Muniz Sodré | Imagem: Carta Capital

Resumo: O fascismo da cor: uma radiografia do racismo nacional, de Muniz Sodré, objetiva analisar o racismo brasileiro pós-abolicionista. A obra é criticada por omitir discussões sobre racismo religioso e fascismo, além de tratar superficialmente temas complexos, apesar de ser considerada útil para movimentos sociais e estudo do racismo.

Palavras-chave: Racismo, Racismo Brasileiro, Fascismo.


O fascismo da cor: uma radiografia do racismo nacional é um compêndio cronológico que problematiza a construção e manutenção do racismo em meio a diversas transformações mundiais. Nesta obra, o autor visa demonstrar as diversas características, formas e manifestações do racismo brasileiro pós-abolicionista. O livro, de 280 páginas, foi publicado em 2023 pela Editora Vozes — Petrópolis/RJ.

Muniz Sodré de Araújo Cabral (1942 -) nasceu em São Gonçalo dos Campos-BA, é sociólogo, jornalista, tradutor, professor titular da Universidade Federal do Rio de Janeiro (UFRJ), escritor e pesquisador de mídia e comunicação, cultura nacional, técnicas de texto jornalístico e ficção, com livros traduzidos em italiano e espanhol. Em O fascismo da cor, o autor ressalta que o racismo brasileiro é produto do pós-abolição, coadunando com a emergência do fascismo europeu, com destaque para a forma social escravista praticada até a atualidade. É passível de verificação que tal trabalho foi publicado no primeiro semestre de 2023, devido à emergência de debates no que tange às configurações do racismo nacional, ante à disseminação de considerações, principalmente sobre o racismo estrutural. O livro é constituído por prólogo e 4 capítulos.

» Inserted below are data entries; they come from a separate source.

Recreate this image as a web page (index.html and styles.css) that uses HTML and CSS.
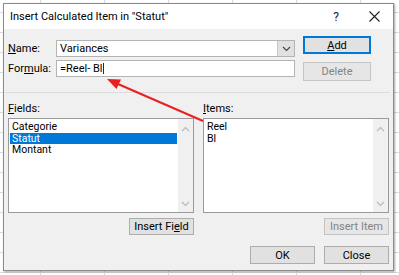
FILE: index.html
```html
<!DOCTYPE html>
<html lang="en">
<head>
<meta charset="UTF-8" />
<meta name="viewport" content="width=device-width, initial-scale=1" />
<title>Insert Calculated Item</title>
<link rel="stylesheet" href="styles.css">
</head>
<body>
<div class="dialog">
  <div class="titlebar">
    <span class="title">Insert Calculated Item in "Statut"</span>
    <span class="help">?</span>
    <svg class="close-x" width="11" height="11" viewBox="0 0 11 11"><path d="M0.5 0.5L10.5 10.5M10.5 0.5L0.5 10.5" stroke="#222" stroke-width="1.1"/></svg>
  </div>

  <div class="head">
    <div class="fields">
      <label class="lbl"><u>N</u>ame:</label>
      <div class="combo">
        <span class="txt">Variances</span>
        <span class="drop"><svg width="9" height="6" viewBox="0 0 9 6"><path d="M1 1L4.5 4.5L8 1" fill="none" stroke="#444" stroke-width="1.1"/></svg></span>
      </div>
      <label class="lbl">For<u>m</u>ula:</label>
      <div class="input"><span class="txt">=Reel- Bl</span><span class="caret"></span></div>
    </div>
    <div class="side">
      <button class="btn default"><u>A</u>dd</button>
      <button class="btn off">Delete</button>
    </div>
  </div>

  <div class="lists">
    <div class="col">
      <div class="lbl"><u>F</u>ields:</div>
      <div class="listbox">
        <ul>
          <li>Categorie</li>
          <li class="sel">Statut</li>
          <li>Montant</li>
        </ul>
        <div class="scroll">
          <svg width="9" height="6" viewBox="0 0 9 6"><path d="M1 5L4.5 1.5L8 5" fill="none" stroke="#b8b8b8" stroke-width="1.1"/></svg>
          <svg width="9" height="6" viewBox="0 0 9 6"><path d="M1 1L4.5 4.5L8 1" fill="none" stroke="#b8b8b8" stroke-width="1.1"/></svg>
        </div>
      </div>
      <button class="btn small">Insert Fi<u>e</u>ld</button>
    </div>
    <div class="col">
      <div class="lbl"><u>I</u>tems:</div>
      <div class="listbox">
        <ul>
          <li>Reel</li>
          <li>Bl</li>
        </ul>
        <div class="scroll">
          <svg width="9" height="6" viewBox="0 0 9 6"><path d="M1 5L4.5 1.5L8 5" fill="none" stroke="#b8b8b8" stroke-width="1.1"/></svg>
          <svg width="9" height="6" viewBox="0 0 9 6"><path d="M1 1L4.5 4.5L8 1" fill="none" stroke="#b8b8b8" stroke-width="1.1"/></svg>
        </div>
      </div>
      <button class="btn small off">Insert Item</button>
    </div>
  </div>

  <div class="foot">
    <button class="btn">OK</button>
    <button class="btn">Close</button>
  </div>
</div>

<svg class="arrow" width="399" height="275" viewBox="0 0 399 275">
  <line x1="118" y1="84" x2="203" y2="121" stroke="#e8201f" stroke-width="2"/>
  <polygon points="107,79 121,79.6 116.5,89" fill="#e8201f"/>
</svg>
</body>
</html>
```

FILE: styles.css
```css
body { margin: 0; width: 399px; height: 275px; overflow: hidden; position: relative; font-family: Roboto, "Noto Sans", sans-serif; font-size: 11px; color: #000;
  background-color: #fff;
  background-image: linear-gradient(#dadada 1px, transparent 1px), linear-gradient(90deg, #dadada 1px, transparent 1px);
  background-size: 64px 20px; background-position: 40px 12px; }

.dialog { margin: 3px 0 0 3px; width: 391px; height: 268px; box-sizing: border-box; border: 1px solid #8a8a8a; background: #f0f0f0; box-shadow: 1px 1px 2px rgba(0,0,0,0.35); display: flex; flex-direction: column; }

.titlebar { height: 25px; background: #fff; display: flex; align-items: center; padding-left: 6px; }
.title { font-size: 11px; flex: 1; }
.help { font-size: 12px; margin-right: 30px; color: #222; }
.close-x { margin-right: 13px; }

.head { height: 63px; display: flex; margin: 0 3px 0 1px; padding-left: 3px; border-bottom: 1px solid #dcdcdc; }
.fields { display: grid; grid-template-columns: 48px 239px; grid-auto-rows: 17px; row-gap: 3px; padding-top: 11px; align-items: center; }
.lbl { line-height: 12px; }
.combo, .input { height: 17px; box-sizing: border-box; border: 1px solid #b4b4b4; background: #fff; display: flex; align-items: center; padding-left: 3px; }
.txt { flex: 1; }
.drop { width: 16px; height: 15px; background: #e1e1e1; border-left: 1px solid #c8c8c8; display: flex; align-items: center; justify-content: center; }
.input .txt { flex: none; }
.caret { width: 1px; height: 11px; background: #1a2a5a; margin-left: 1px; }

.side { display: flex; flex-direction: column; gap: 8px; padding-top: 7px; margin-left: 8px; }

.btn { font: inherit; width: 68px; height: 18px; padding: 0; background: #e1e1e1; border: 1px solid #adadad; color: #000; cursor: pointer; }
.btn.default { border: 2px solid #0078d7; }
.btn.off { color: #838383; border-color: #c4c4c4; background: #e6e6e6; }
.side .btn.off { height: 19px; }

.lists { display: flex; gap: 9px; padding: 10px 0 0 4px; }
.col { width: 186px; display: flex; flex-direction: column; }
.col .lbl { height: 12px; margin-bottom: 3px; }
.listbox { height: 95px; box-sizing: border-box; border: 1px solid #9a9a9a; background: #fff; display: flex; }
.listbox ul { flex: 1; margin: 0; padding: 2px 1px 0 1px; list-style: none; font-size: 10.5px; }
.listbox li { line-height: 11.5px; padding-left: 2px; }
.listbox li.sel { background: #0078d7; color: #fff; }
.scroll { width: 15px; background: #f0f0f0; display: flex; flex-direction: column; justify-content: space-between; align-items: center; padding: 7px 0 5px; }
.btn.small { width: 65px; height: 17px; margin-top: 5px; align-self: flex-end; }

.foot { display: flex; justify-content: flex-end; gap: 9px; padding: 11px 4px 0 0; }
.foot .btn { width: 65px; }

.arrow { position: absolute; left: 0; top: 0; pointer-events: none; }
```
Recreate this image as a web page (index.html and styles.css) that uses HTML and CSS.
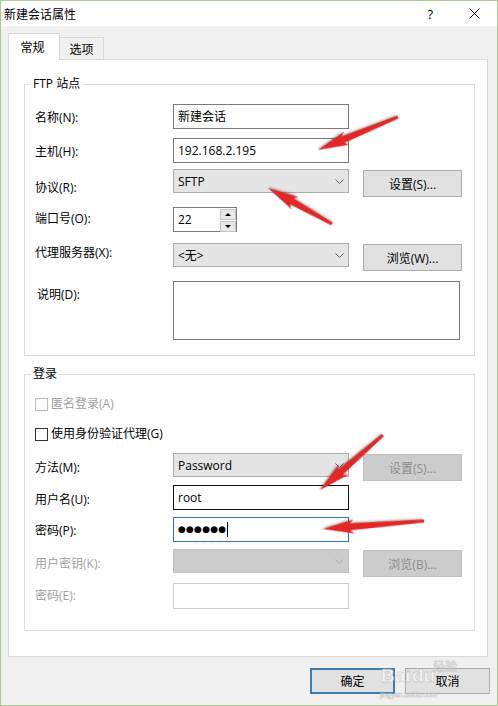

No prólogo, o autor versa sobre as características do processo de Independência das 13 Colônias, da Constituição Federal norte americana, Guerra Civil Americana e da formação dos Estados Unidos, ressaltando as ações de segregação racial. Tecendo uma linha histórica bíblica sobre a crença racista a respeito da origem dos povos africanos, originada da maldição de Cam e consolidada pelo imaginário social cristão europeu, o autor afirma que essa é a base acimentada do racismo na América, que vê o outro como o inimigo e que esse inimigo sempre será o negro. Dessa forma, a leucocracia, que é o poder oriundo do privilégio branco, é exercida de forma ampla, respaldada e amparada pela erudição, pelo poder e suas leis, e pelo senso comum, tornando fértil o terreno para ações e dominações supremacistas. Nesse primeiro momento, Muniz Sodré concretizou o que se dispôs a realizar no prólogo, que foi uma abordagem histórica sobre o racismo americano, apesar de realizá-la (inconscientemente) numa configuração da longa duração braudeliana.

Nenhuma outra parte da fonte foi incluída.